Friday, 21 November 2008

Outrage as green scheme trashed

0445517
RECYLING DILEMMA: Jane Micklethwaite, of Churchill Drive, has a problem in her area of Millom HOWARD SHIMMIN REF: 0445517

MILLOM residents are outraged after discovering they are to be left out of a council recycling scheme.
Ten thousand homes in Copeland are to be provided with a door-to-door card and plastic bottle collection service, costing taxpayers £110,000-a-year.
However, the plan currently excludes Millom, Bootle and the surrounding villages.
The Copeland Borough Council-led scheme is due to begin next month.
Millom resident and director of Millom and Haverigg Economic Development Group Jane Micklethwaite has slammed the plans, saying the town’s people pay the same rates as those in Whitehaven but are not in line to benefit.

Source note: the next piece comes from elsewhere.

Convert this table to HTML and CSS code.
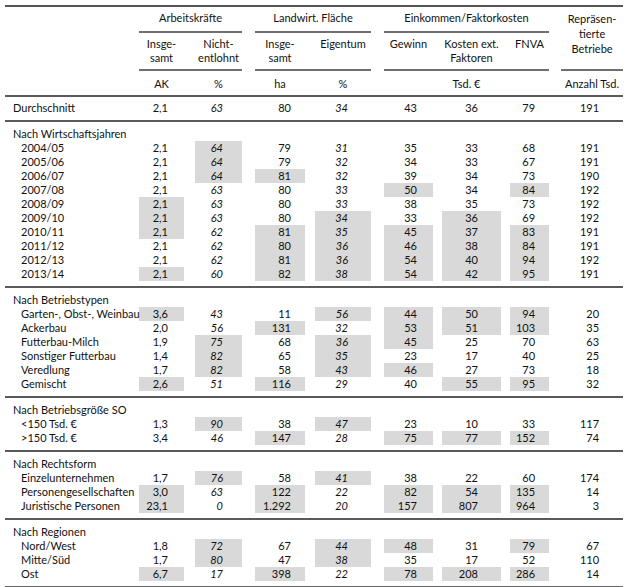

She said: “Copeland is supposed to be one borough and it should be dealt with more holistically and if they are committed they should be bringing it down here.

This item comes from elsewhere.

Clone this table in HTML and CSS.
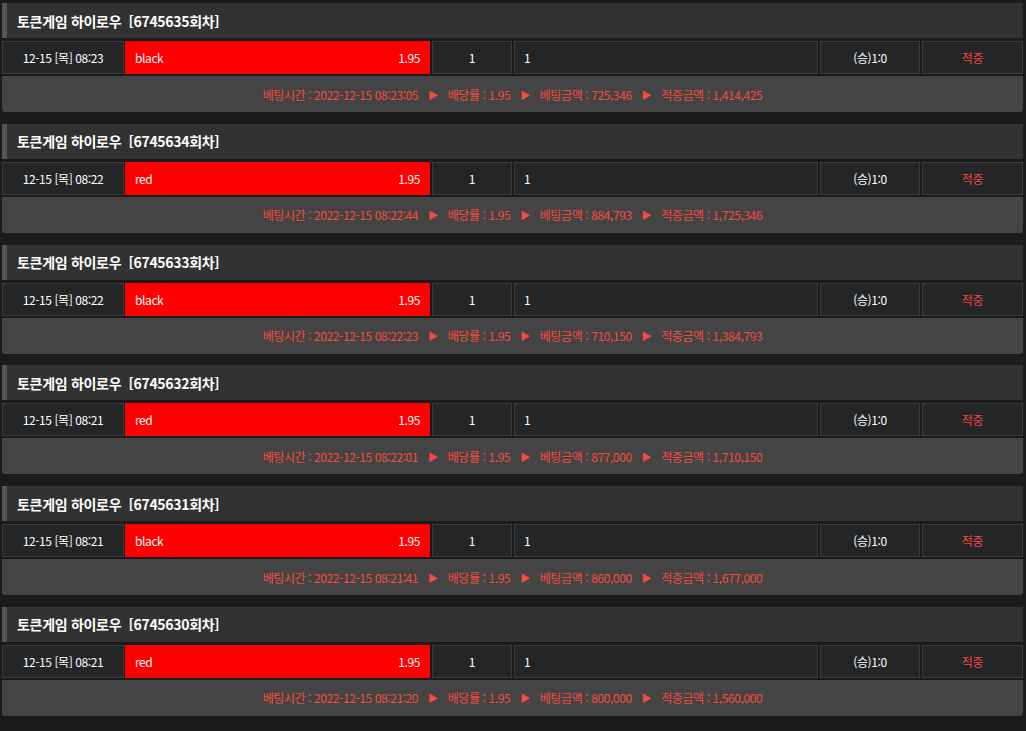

“If they don’t have the money they should try to find the funds to bring it down here, particularly in some of the outer areas where the recycling trucks don’t come and people have to use bottle banks. People really do try to recycle. They do their best.
“If we are paying the same council tax as everyone else, we should be getting the same service. It will certainly be raised at the MHEDG
to examine the recycling in this area.”
Initial areas covered by the scheme will be Bransty, Mirehouse, Woodhouse, and Coach Road in Whitehaven, Corkickle, Greenbank, Hensingham, Mirehouse, Kells, the Highlands and the Loop Road area.
In following weeks the council says Frizington, Asby, Cleator, Arlecdon and Rowrah will also be added.
Waste service manager at Copeland Borough Council Janice Carroll said: “On this occasion we have struck lucky in finding a secondhand vehicle suitable for the task. We have been lucky enough to secure external funding to buy the truck.
“Plastic bottles are very light weight and take up a lot of room because basically you are transporting air. These vehicles don’t do a lot of miles to the gallon either. This was never going to be a self-funding exercise.”
To bring the scheme to the rest of Copeland’s 33,000 houses council estimates show the cost to each house would be £3-a-year for each collection vehicle in service.
The scheme is being funded by the Cumbria County Council-led campaign Cleaner Safer Greener and vehicle running costs will be covered by Cumbria Waste Partnership.
A spokeswomen for Copeland Borough Council said: “In bringing the service to that part of the borough we would have to buy a new vehicle. We don’t have the funds for that at the moment.
“We are always striving to improve and extend our recycling services and are always trying to raise funding to helping us do that. There are no immediate plans to extend the service to Millom.”